Su obra, decantada en óleo sobre lienzo «aunque últimamente utilizo mucho el cartón de conservación», tiene una predilección por el «retrato», especialmente masculino. Este género, salpicado a su vez con bodegones de línea clara y luz cegadora, lo subvierte para mostrar la «masculina fragilidad». A sus marcos se asoman ancianos a los que, conscientemente, se les escurre la vida entre las manos y púberes cargados de dudas. «Son seres dolientes», informa porque el duelo y el dolor son atributos atemporales.
Sus féminas, que también tienen cabida en su catálogo, representan el envés de toda esta masculinidad tan afectada. «Cuando pinto mujeres», explicita, «las hago fuertes». Este empoderamiento tiene un claro reflejo en su díptico Lilith y Adán, cuadro en el que cobra vida «la primera esposa, según la mitología judía, de Adán, creada de su mismo barro».
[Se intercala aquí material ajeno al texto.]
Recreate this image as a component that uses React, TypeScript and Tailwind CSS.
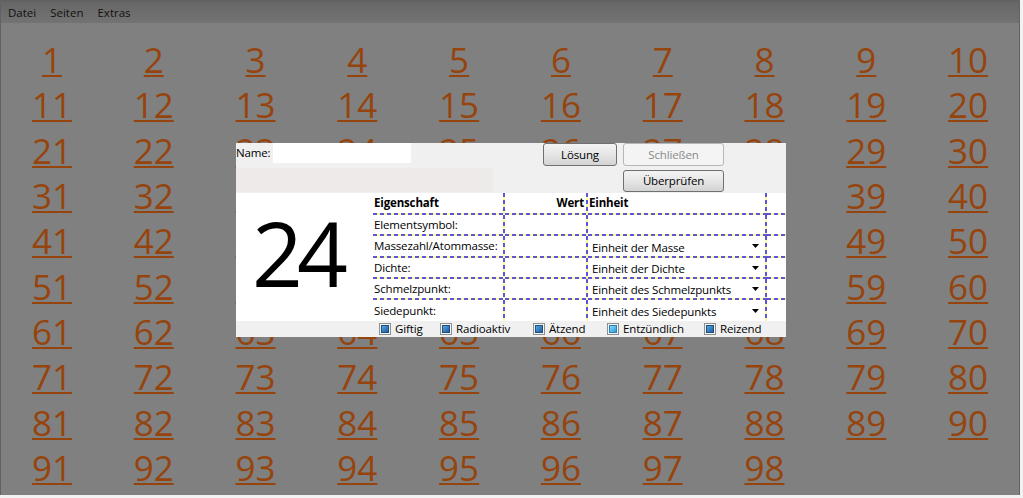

Más allá de los mitos y de las leyendas, su arte mira a maestros como Alberto Durero («empecé a hacer copias de él pero también de Andrea del Sarto», rememora) y también a clásicos contemporáneos. Su temática le entronca con Francis Bacon, el más universal a la hora de retratar esta masculinidad doliente, y con Stanley Spencer, precursor de Lucien Freud al que hace poco 'visitó' en la gran retrospectiva del Thyssen. La triada de referencias se completa con los Wyeth, padre e hijo.
Pero, por encima de todos ellos, Antolio López, «al que conoció como jurado del premio del Parlamento y con el que une una gran relación».